Exercise aim
Please transcribe the data that follows without the pictures, keeping every word the same.

————————

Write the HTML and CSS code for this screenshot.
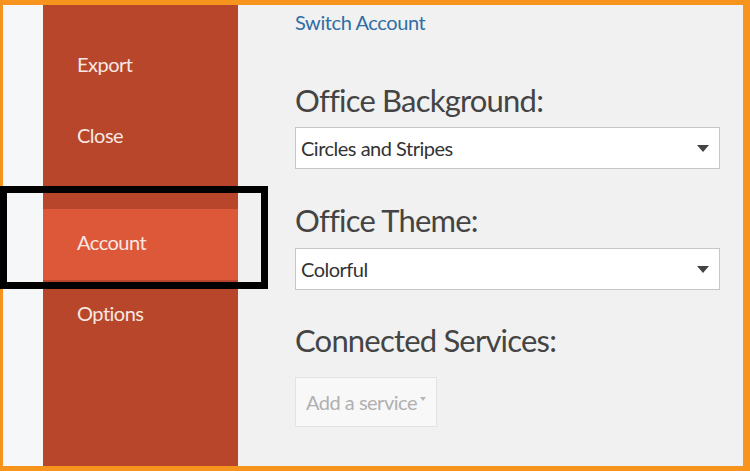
FILE: index.html
```html
<!DOCTYPE html>
<html lang="en">
<head>
    <meta charset="UTF-8">
    <title>Account - Backstage</title>
    <link rel="stylesheet" href="styles.css">
</head>
<body>
    <div class="frame">
        <div class="gutter"></div>

        <nav class="sidebar">
            <div class="nav-item">Export</div>
            <div class="nav-item">Close</div>
            <div class="nav-spacer"></div>
            <div class="nav-item active">Account</div>
            <div class="nav-item">Options</div>
        </nav>

        <div class="content">
            <a class="link" href="#">Switch Account</a>

            <h2 class="section-title background">Office Background:</h2>
            <div class="dropdown">
                <span>Circles and Stripes</span>
                <span class="arrow"></span>
            </div>

            <h2 class="section-title theme">Office Theme:</h2>
            <div class="dropdown">
                <span>Colorful</span>
                <span class="arrow"></span>
            </div>

            <h2 class="section-title services">Connected Services:</h2>
            <div class="service-btn">Add a service <span class="caret"></span></div>
        </div>

        <div class="highlight-box"></div>
    </div>
</body>
</html>
```

FILE: styles.css
```css
html, body {
    margin: 0;
    padding: 0;
}

body {
    font-family: Lato, "Open Sans", sans-serif;
    overflow: hidden;
}

.frame {
    position: relative;
    width: 750px;
    height: 471px;
    box-sizing: border-box;
    border-style: solid;
    border-color: #f7941d;
    border-width: 5px 7px 5px 3px;
    display: flex;
}

.gutter {
    width: 40px;
    background: #f6f7f9;
}

.sidebar {
    width: 195px;
    background: #b7462a;
    padding-top: 26px;
    color: #f8e8e3;
}

.nav-item {
    height: 71px;
    line-height: 67px;
    padding-left: 34px;
    font-size: 20px;
    letter-spacing: -0.5px;
}

.nav-item.active {
    background: #dd5839;
}

.nav-spacer {
    height: 36px;
}

.content {
    flex: 1;
    background: #f1f1f1;
    padding-left: 57px;
    padding-top: 3px;
}

.link {
    display: block;
    color: #2f6da6;
    font-size: 20px;
    line-height: 28px;
    letter-spacing: -0.4px;
    text-decoration: none;
}

.section-title {
    margin: 0;
    font-weight: normal;
    color: #444;
    font-size: 31px;
    line-height: 40px;
    letter-spacing: -0.8px;
}

.section-title.background {
    margin-top: 44px;
    margin-bottom: 7px;
}

.section-title.theme {
    margin-top: 31px;
    margin-bottom: 8px;
}

.section-title.services {
    margin-top: 30px;
    margin-bottom: 17px;
}

.dropdown {
    width: 425px;
    height: 42px;
    box-sizing: border-box;
    background: #fff;
    border: 1px solid #c6c6c6;
    display: flex;
    align-items: center;
    justify-content: space-between;
    padding: 0 10px 0 5px;
    font-size: 20px;
    letter-spacing: -0.5px;
    color: #333;
}

.arrow {
    width: 0;
    height: 0;
    border-left: 6px solid transparent;
    border-right: 6px solid transparent;
    border-top: 7px solid #444;
}

.service-btn {
    display: inline-flex;
    align-items: center;
    gap: 3px;
    height: 50px;
    box-sizing: border-box;
    padding: 0 10px;
    background: #f8f8f8;
    border: 1px solid #e3e3e3;
    color: #b0b0b0;
    font-size: 20px;
    letter-spacing: -0.5px;
}

.caret {
    width: 0;
    height: 0;
    border-left: 3px solid transparent;
    border-right: 3px solid transparent;
    border-top: 4px solid #b8b8b8;
    margin-bottom: 6px;
}

.highlight-box {
    position: absolute;
    left: -3px;
    top: 181px;
    width: 268px;
    height: 103px;
    box-sizing: border-box;
    border: 7px solid #000;
}
```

————————

Response
Write the HTML and CSS code for this screenshot.
FILE: index.html
```html
<!DOCTYPE html>
<html lang="en">
<head>
    <meta charset="UTF-8">
    <title>Account - Backstage</title>
    <link rel="stylesheet" href="styles.css">
</head>
<body>
    <div class="frame">
        <div class="gutter"></div>

        <nav class="sidebar">
            <div class="nav-item">Export</div>
            <div class="nav-item">Close</div>
            <div class="nav-spacer"></div>
            <div class="nav-item active">Account</div>
            <div class="nav-item">Options</div>
        </nav>

        <div class="content">
            <a class="link" href="#">Switch Account</a>

            <h2 class="section-title background">Office Background:</h2>
            <div class="dropdown">
                <span>Circles and Stripes</span>
                <span class="arrow"></span>
            </div>

            <h2 class="section-title theme">Office Theme:</h2>
            <div class="dropdown">
                <span>Colorful</span>
                <span class="arrow"></span>
            </div>

            <h2 class="section-title services">Connected Services:</h2>
            <div class="service-btn">Add a service <span class="caret"></span></div>
        </div>

        <div class="highlight-box"></div>
    </div>
</body>
</html>
```

FILE: styles.css
```css
html, body {
    margin: 0;
    padding: 0;
}

body {
    font-family: Lato, "Open Sans", sans-serif;
    overflow: hidden;
}

.frame {
    position: relative;
    width: 750px;
    height: 471px;
    box-sizing: border-box;
    border-style: solid;
    border-color: #f7941d;
    border-width: 5px 7px 5px 3px;
    display: flex;
}

.gutter {
    width: 40px;
    background: #f6f7f9;
}

.sidebar {
    width: 195px;
    background: #b7462a;
    padding-top: 26px;
    color: #f8e8e3;
}

.nav-item {
    height: 71px;
    line-height: 67px;
    padding-left: 34px;
    font-size: 20px;
    letter-spacing: -0.5px;
}

.nav-item.active {
    background: #dd5839;
}

.nav-spacer {
    height: 36px;
}

.content {
    flex: 1;
    background: #f1f1f1;
    padding-left: 57px;
    padding-top: 3px;
}

.link {
    display: block;
    color: #2f6da6;
    font-size: 20px;
    line-height: 28px;
    letter-spacing: -0.4px;
    text-decoration: none;
}

.section-title {
    margin: 0;
    font-weight: normal;
    color: #444;
    font-size: 31px;
    line-height: 40px;
    letter-spacing: -0.8px;
}

.section-title.background {
    margin-top: 44px;
    margin-bottom: 7px;
}

.section-title.theme {
    margin-top: 31px;
    margin-bottom: 8px;
}

.section-title.services {
    margin-top: 30px;
    margin-bottom: 17px;
}

.dropdown {
    width: 425px;
    height: 42px;
    box-sizing: border-box;
    background: #fff;
    border: 1px solid #c6c6c6;
    display: flex;
    align-items: center;
    justify-content: space-between;
    padding: 0 10px 0 5px;
    font-size: 20px;
    letter-spacing: -0.5px;
    color: #333;
}

.arrow {
    width: 0;
    height: 0;
    border-left: 6px solid transparent;
    border-right: 6px solid transparent;
    border-top: 7px solid #444;
}

.service-btn {
    display: inline-flex;
    align-items: center;
    gap: 3px;
    height: 50px;
    box-sizing: border-box;
    padding: 0 10px;
    background: #f8f8f8;
    border: 1px solid #e3e3e3;
    color: #b0b0b0;
    font-size: 20px;
    letter-spacing: -0.5px;
}

.caret {
    width: 0;
    height: 0;
    border-left: 3px solid transparent;
    border-right: 3px solid transparent;
    border-top: 4px solid #b8b8b8;
    margin-bottom: 6px;
}

.highlight-box {
    position: absolute;
    left: -3px;
    top: 181px;
    width: 268px;
    height: 103px;
    box-sizing: border-box;
    border: 7px solid #000;
}
```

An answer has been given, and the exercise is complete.